▸ PROBLEM TO WORK ON:
Images are not part of the copy; write out the rest of the data exactly as given.

** BEGIN GIVEN MATERIAL **

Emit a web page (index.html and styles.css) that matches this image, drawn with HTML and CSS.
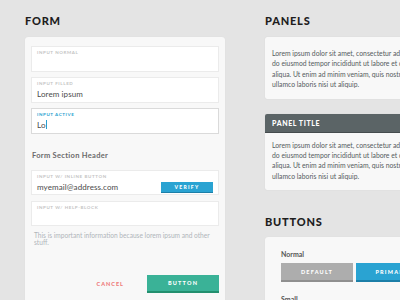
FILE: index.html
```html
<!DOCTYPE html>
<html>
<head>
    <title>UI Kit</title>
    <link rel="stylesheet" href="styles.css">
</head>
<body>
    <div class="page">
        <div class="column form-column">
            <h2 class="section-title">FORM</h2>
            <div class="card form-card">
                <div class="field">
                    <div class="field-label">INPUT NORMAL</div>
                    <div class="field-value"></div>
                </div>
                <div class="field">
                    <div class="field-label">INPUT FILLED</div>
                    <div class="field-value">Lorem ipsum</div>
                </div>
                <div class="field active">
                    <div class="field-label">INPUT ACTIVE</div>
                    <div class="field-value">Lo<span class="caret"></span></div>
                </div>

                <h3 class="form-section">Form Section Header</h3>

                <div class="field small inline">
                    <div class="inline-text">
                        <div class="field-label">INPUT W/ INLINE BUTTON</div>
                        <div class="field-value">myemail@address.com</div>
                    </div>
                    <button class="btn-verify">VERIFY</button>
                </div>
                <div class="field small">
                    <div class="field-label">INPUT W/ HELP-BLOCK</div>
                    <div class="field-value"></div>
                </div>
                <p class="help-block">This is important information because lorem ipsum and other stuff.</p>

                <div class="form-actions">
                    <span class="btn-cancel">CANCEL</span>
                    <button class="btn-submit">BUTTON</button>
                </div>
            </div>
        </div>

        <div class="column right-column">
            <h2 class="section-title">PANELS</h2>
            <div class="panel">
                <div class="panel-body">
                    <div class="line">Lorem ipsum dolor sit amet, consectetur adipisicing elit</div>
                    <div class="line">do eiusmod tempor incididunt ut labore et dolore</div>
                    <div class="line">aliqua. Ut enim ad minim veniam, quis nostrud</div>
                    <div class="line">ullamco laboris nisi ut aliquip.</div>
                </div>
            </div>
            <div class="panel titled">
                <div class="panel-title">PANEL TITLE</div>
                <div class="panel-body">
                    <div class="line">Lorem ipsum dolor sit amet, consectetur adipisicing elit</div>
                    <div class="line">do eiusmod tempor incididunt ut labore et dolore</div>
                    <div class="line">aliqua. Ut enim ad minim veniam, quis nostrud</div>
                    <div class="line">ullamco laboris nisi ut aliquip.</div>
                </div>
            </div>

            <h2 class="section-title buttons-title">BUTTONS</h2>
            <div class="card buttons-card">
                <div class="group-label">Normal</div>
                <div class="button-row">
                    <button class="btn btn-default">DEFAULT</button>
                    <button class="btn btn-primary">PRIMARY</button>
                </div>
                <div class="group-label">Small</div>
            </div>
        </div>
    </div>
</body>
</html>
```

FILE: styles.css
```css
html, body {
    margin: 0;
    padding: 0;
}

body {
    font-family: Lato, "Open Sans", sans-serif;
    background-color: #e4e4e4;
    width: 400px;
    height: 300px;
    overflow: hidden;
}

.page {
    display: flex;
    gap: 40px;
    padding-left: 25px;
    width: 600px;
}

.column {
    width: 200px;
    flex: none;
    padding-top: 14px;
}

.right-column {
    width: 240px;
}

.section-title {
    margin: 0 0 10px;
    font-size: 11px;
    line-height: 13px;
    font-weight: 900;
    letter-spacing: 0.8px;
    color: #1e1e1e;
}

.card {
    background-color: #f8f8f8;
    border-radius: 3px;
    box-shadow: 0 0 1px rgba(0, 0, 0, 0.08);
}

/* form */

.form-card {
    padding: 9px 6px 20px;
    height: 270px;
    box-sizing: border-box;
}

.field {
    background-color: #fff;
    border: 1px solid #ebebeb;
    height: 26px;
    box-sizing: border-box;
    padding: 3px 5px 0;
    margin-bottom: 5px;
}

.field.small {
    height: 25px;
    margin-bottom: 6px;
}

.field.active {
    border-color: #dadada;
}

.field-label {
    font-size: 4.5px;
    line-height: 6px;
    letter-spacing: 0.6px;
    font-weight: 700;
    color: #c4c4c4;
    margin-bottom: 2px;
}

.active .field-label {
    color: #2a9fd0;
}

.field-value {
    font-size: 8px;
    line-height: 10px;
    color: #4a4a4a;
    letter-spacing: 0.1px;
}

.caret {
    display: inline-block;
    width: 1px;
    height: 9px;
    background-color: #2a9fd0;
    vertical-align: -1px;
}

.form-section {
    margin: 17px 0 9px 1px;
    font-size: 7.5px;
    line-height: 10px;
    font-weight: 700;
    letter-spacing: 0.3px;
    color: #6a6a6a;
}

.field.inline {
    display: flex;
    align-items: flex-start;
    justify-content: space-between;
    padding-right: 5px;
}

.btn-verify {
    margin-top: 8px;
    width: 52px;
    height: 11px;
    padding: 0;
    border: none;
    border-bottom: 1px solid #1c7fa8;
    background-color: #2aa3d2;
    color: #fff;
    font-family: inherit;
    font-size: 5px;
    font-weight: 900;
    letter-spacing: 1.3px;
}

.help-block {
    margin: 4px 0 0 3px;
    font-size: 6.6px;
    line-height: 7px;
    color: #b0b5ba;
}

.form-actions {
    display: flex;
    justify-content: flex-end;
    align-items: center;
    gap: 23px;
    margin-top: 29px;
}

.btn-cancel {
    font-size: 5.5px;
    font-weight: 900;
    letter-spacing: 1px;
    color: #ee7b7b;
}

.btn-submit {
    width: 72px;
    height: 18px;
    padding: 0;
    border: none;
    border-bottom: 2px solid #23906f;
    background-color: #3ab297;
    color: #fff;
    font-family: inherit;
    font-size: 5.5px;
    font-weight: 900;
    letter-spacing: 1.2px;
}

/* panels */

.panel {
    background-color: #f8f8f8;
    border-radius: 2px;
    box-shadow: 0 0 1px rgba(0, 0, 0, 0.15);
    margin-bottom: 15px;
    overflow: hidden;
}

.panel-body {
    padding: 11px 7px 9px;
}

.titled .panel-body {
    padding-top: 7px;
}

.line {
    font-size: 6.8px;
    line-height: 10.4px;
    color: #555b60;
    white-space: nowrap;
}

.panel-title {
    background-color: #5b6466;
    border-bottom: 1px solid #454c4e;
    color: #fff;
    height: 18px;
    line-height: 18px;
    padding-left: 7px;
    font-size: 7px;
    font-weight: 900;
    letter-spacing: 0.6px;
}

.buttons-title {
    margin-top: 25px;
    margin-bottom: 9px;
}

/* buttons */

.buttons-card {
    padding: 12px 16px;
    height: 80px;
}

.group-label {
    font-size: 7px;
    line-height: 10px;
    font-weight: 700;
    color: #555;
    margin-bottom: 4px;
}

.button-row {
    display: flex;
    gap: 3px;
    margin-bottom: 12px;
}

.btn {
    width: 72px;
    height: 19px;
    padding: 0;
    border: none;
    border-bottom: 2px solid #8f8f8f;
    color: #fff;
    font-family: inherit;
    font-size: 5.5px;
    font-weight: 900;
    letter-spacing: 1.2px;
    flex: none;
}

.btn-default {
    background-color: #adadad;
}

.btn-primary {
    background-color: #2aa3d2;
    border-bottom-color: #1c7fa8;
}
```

** END GIVEN MATERIAL **

▸ FINISHED EXERCISE:
Emit a web page (index.html and styles.css) that matches this image, drawn with HTML and CSS.
FILE: index.html
```html
<!DOCTYPE html>
<html>
<head>
    <title>UI Kit</title>
    <link rel="stylesheet" href="styles.css">
</head>
<body>
    <div class="page">
        <div class="column form-column">
            <h2 class="section-title">FORM</h2>
            <div class="card form-card">
                <div class="field">
                    <div class="field-label">INPUT NORMAL</div>
                    <div class="field-value"></div>
                </div>
                <div class="field">
                    <div class="field-label">INPUT FILLED</div>
                    <div class="field-value">Lorem ipsum</div>
                </div>
                <div class="field active">
                    <div class="field-label">INPUT ACTIVE</div>
                    <div class="field-value">Lo<span class="caret"></span></div>
                </div>

                <h3 class="form-section">Form Section Header</h3>

                <div class="field small inline">
                    <div class="inline-text">
                        <div class="field-label">INPUT W/ INLINE BUTTON</div>
                        <div class="field-value">myemail@address.com</div>
                    </div>
                    <button class="btn-verify">VERIFY</button>
                </div>
                <div class="field small">
                    <div class="field-label">INPUT W/ HELP-BLOCK</div>
                    <div class="field-value"></div>
                </div>
                <p class="help-block">This is important information because lorem ipsum and other stuff.</p>

                <div class="form-actions">
                    <span class="btn-cancel">CANCEL</span>
                    <button class="btn-submit">BUTTON</button>
                </div>
            </div>
        </div>

        <div class="column right-column">
            <h2 class="section-title">PANELS</h2>
            <div class="panel">
                <div class="panel-body">
                    <div class="line">Lorem ipsum dolor sit amet, consectetur adipisicing elit</div>
                    <div class="line">do eiusmod tempor incididunt ut labore et dolore</div>
                    <div class="line">aliqua. Ut enim ad minim veniam, quis nostrud</div>
                    <div class="line">ullamco laboris nisi ut aliquip.</div>
                </div>
            </div>
            <div class="panel titled">
                <div class="panel-title">PANEL TITLE</div>
                <div class="panel-body">
                    <div class="line">Lorem ipsum dolor sit amet, consectetur adipisicing elit</div>
                    <div class="line">do eiusmod tempor incididunt ut labore et dolore</div>
                    <div class="line">aliqua. Ut enim ad minim veniam, quis nostrud</div>
                    <div class="line">ullamco laboris nisi ut aliquip.</div>
                </div>
            </div>

            <h2 class="section-title buttons-title">BUTTONS</h2>
            <div class="card buttons-card">
                <div class="group-label">Normal</div>
                <div class="button-row">
                    <button class="btn btn-default">DEFAULT</button>
                    <button class="btn btn-primary">PRIMARY</button>
                </div>
                <div class="group-label">Small</div>
            </div>
        </div>
    </div>
</body>
</html>
```

FILE: styles.css
```css
html, body {
    margin: 0;
    padding: 0;
}

body {
    font-family: Lato, "Open Sans", sans-serif;
    background-color: #e4e4e4;
    width: 400px;
    height: 300px;
    overflow: hidden;
}

.page {
    display: flex;
    gap: 40px;
    padding-left: 25px;
    width: 600px;
}

.column {
    width: 200px;
    flex: none;
    padding-top: 14px;
}

.right-column {
    width: 240px;
}

.section-title {
    margin: 0 0 10px;
    font-size: 11px;
    line-height: 13px;
    font-weight: 900;
    letter-spacing: 0.8px;
    color: #1e1e1e;
}

.card {
    background-color: #f8f8f8;
    border-radius: 3px;
    box-shadow: 0 0 1px rgba(0, 0, 0, 0.08);
}

/* form */

.form-card {
    padding: 9px 6px 20px;
    height: 270px;
    box-sizing: border-box;
}

.field {
    background-color: #fff;
    border: 1px solid #ebebeb;
    height: 26px;
    box-sizing: border-box;
    padding: 3px 5px 0;
    margin-bottom: 5px;
}

.field.small {
    height: 25px;
    margin-bottom: 6px;
}

.field.active {
    border-color: #dadada;
}

.field-label {
    font-size: 4.5px;
    line-height: 6px;
    letter-spacing: 0.6px;
    font-weight: 700;
    color: #c4c4c4;
    margin-bottom: 2px;
}

.active .field-label {
    color: #2a9fd0;
}

.field-value {
    font-size: 8px;
    line-height: 10px;
    color: #4a4a4a;
    letter-spacing: 0.1px;
}

.caret {
    display: inline-block;
    width: 1px;
    height: 9px;
    background-color: #2a9fd0;
    vertical-align: -1px;
}

.form-section {
    margin: 17px 0 9px 1px;
    font-size: 7.5px;
    line-height: 10px;
    font-weight: 700;
    letter-spacing: 0.3px;
    color: #6a6a6a;
}

.field.inline {
    display: flex;
    align-items: flex-start;
    justify-content: space-between;
    padding-right: 5px;
}

.btn-verify {
    margin-top: 8px;
    width: 52px;
    height: 11px;
    padding: 0;
    border: none;
    border-bottom: 1px solid #1c7fa8;
    background-color: #2aa3d2;
    color: #fff;
    font-family: inherit;
    font-size: 5px;
    font-weight: 900;
    letter-spacing: 1.3px;
}

.help-block {
    margin: 4px 0 0 3px;
    font-size: 6.6px;
    line-height: 7px;
    color: #b0b5ba;
}

.form-actions {
    display: flex;
    justify-content: flex-end;
    align-items: center;
    gap: 23px;
    margin-top: 29px;
}

.btn-cancel {
    font-size: 5.5px;
    font-weight: 900;
    letter-spacing: 1px;
    color: #ee7b7b;
}

.btn-submit {
    width: 72px;
    height: 18px;
    padding: 0;
    border: none;
    border-bottom: 2px solid #23906f;
    background-color: #3ab297;
    color: #fff;
    font-family: inherit;
    font-size: 5.5px;
    font-weight: 900;
    letter-spacing: 1.2px;
}

/* panels */

.panel {
    background-color: #f8f8f8;
    border-radius: 2px;
    box-shadow: 0 0 1px rgba(0, 0, 0, 0.15);
    margin-bottom: 15px;
    overflow: hidden;
}

.panel-body {
    padding: 11px 7px 9px;
}

.titled .panel-body {
    padding-top: 7px;
}

.line {
    font-size: 6.8px;
    line-height: 10.4px;
    color: #555b60;
    white-space: nowrap;
}

.panel-title {
    background-color: #5b6466;
    border-bottom: 1px solid #454c4e;
    color: #fff;
    height: 18px;
    line-height: 18px;
    padding-left: 7px;
    font-size: 7px;
    font-weight: 900;
    letter-spacing: 0.6px;
}

.buttons-title {
    margin-top: 25px;
    margin-bottom: 9px;
}

/* buttons */

.buttons-card {
    padding: 12px 16px;
    height: 80px;
}

.group-label {
    font-size: 7px;
    line-height: 10px;
    font-weight: 700;
    color: #555;
    margin-bottom: 4px;
}

.button-row {
    display: flex;
    gap: 3px;
    margin-bottom: 12px;
}

.btn {
    width: 72px;
    height: 19px;
    padding: 0;
    border: none;
    border-bottom: 2px solid #8f8f8f;
    color: #fff;
    font-family: inherit;
    font-size: 5.5px;
    font-weight: 900;
    letter-spacing: 1.2px;
    flex: none;
}

.btn-default {
    background-color: #adadad;
}

.btn-primary {
    background-color: #2aa3d2;
    border-bottom-color: #1c7fa8;
}
```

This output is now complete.